┌──

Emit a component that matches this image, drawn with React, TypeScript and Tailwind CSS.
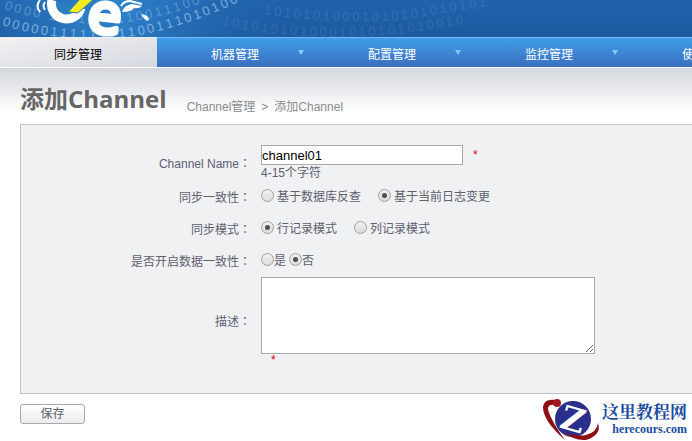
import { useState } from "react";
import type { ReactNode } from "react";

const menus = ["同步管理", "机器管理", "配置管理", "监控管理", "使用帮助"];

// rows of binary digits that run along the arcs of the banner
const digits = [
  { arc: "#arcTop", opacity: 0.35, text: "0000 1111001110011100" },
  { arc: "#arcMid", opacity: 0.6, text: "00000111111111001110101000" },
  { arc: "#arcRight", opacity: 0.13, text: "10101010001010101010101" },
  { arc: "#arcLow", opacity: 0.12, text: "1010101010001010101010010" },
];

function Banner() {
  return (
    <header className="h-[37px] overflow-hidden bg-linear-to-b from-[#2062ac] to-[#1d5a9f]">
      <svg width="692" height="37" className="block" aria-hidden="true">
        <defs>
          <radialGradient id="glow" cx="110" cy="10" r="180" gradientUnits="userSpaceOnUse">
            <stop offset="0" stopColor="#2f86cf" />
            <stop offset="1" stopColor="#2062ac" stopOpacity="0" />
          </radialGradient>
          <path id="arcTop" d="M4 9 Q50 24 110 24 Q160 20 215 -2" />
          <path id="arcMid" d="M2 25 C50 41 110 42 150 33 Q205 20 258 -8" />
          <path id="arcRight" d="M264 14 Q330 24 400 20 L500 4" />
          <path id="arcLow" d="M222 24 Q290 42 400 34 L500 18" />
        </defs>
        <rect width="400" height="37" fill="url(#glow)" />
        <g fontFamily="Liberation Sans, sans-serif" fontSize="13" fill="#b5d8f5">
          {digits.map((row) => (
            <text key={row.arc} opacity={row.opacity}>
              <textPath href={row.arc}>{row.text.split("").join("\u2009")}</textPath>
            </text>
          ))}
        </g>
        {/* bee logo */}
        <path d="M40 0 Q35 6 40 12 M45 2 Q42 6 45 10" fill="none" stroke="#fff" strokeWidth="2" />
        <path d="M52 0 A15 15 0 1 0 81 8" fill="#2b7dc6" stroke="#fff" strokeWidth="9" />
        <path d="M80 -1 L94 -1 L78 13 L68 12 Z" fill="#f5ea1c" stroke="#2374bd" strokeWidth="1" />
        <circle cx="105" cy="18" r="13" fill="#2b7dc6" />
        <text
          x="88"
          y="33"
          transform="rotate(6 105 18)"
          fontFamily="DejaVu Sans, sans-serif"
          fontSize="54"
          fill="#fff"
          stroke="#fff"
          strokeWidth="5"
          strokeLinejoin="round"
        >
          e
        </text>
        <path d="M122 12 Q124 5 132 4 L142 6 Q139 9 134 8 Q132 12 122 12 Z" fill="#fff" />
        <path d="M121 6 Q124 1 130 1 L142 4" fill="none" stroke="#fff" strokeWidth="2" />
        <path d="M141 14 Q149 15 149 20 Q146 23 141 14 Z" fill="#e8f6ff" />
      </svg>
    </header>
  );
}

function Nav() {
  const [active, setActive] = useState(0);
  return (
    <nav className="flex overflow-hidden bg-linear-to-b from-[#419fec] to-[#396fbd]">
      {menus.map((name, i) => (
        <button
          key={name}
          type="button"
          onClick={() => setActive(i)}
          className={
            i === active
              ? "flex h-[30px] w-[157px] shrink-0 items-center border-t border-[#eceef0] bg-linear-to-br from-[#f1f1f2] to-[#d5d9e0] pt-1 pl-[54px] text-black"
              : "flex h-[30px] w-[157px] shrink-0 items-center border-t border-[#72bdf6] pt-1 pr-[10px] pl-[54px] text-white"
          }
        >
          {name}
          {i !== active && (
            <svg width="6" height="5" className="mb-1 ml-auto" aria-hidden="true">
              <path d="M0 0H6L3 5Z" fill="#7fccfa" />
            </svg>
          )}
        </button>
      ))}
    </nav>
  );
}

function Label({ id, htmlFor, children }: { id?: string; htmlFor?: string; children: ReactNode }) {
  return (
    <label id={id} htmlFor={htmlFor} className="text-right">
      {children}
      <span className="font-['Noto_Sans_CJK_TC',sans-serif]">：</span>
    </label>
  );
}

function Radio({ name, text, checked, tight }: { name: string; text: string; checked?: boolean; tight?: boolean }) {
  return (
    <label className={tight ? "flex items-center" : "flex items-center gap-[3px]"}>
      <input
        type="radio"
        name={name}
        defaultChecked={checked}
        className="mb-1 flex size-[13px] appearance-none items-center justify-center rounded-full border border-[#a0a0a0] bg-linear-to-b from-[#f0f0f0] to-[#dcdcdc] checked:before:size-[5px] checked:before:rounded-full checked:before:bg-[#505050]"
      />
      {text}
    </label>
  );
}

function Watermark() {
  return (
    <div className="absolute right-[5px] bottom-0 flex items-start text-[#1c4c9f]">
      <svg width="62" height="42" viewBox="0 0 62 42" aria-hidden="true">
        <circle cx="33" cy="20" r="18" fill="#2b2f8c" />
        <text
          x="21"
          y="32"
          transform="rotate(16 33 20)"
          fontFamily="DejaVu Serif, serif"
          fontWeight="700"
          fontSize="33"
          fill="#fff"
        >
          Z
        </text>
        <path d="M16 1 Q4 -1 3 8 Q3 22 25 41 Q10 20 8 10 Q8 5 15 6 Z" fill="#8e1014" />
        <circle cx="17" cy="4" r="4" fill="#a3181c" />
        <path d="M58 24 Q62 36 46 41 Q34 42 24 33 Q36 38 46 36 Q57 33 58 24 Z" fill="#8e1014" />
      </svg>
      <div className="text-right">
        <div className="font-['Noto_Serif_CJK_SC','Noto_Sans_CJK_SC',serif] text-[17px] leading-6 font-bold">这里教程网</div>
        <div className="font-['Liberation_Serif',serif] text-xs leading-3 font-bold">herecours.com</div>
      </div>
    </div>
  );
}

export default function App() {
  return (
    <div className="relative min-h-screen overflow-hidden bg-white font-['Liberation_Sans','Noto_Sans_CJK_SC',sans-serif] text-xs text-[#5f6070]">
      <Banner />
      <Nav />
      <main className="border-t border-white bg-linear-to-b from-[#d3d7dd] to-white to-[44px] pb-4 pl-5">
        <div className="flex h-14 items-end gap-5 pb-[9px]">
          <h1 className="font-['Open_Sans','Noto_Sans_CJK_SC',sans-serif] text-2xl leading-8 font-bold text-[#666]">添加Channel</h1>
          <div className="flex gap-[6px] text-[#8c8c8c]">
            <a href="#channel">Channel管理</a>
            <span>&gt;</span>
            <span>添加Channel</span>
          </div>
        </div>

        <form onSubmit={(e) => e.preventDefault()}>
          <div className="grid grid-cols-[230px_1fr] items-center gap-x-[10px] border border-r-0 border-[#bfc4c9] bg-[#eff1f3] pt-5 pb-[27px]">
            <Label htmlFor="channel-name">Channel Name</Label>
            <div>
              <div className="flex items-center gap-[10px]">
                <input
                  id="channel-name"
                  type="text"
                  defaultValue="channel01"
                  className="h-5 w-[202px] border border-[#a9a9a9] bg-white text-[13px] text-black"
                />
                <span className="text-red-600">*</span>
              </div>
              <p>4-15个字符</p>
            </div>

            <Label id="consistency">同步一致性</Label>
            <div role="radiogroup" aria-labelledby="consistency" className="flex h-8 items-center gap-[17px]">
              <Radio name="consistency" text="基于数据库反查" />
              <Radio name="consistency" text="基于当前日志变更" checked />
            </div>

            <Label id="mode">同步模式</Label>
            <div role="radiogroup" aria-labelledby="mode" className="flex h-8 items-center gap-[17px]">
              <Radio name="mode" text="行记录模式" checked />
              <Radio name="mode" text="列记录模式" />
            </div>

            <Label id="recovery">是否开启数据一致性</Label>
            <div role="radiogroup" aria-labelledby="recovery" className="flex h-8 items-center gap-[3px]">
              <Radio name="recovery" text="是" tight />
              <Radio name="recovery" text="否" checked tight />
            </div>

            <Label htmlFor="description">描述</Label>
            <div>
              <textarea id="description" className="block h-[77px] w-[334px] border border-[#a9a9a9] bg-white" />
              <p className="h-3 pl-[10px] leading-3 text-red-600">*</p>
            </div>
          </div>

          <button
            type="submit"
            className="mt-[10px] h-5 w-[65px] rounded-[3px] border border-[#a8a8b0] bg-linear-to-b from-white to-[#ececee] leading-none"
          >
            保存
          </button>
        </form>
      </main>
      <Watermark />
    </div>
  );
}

└──

▸ **Written task**
From the data above, work out how many lines contain the string "that" and reply with only the number.

▸ **Solution to the problem**
2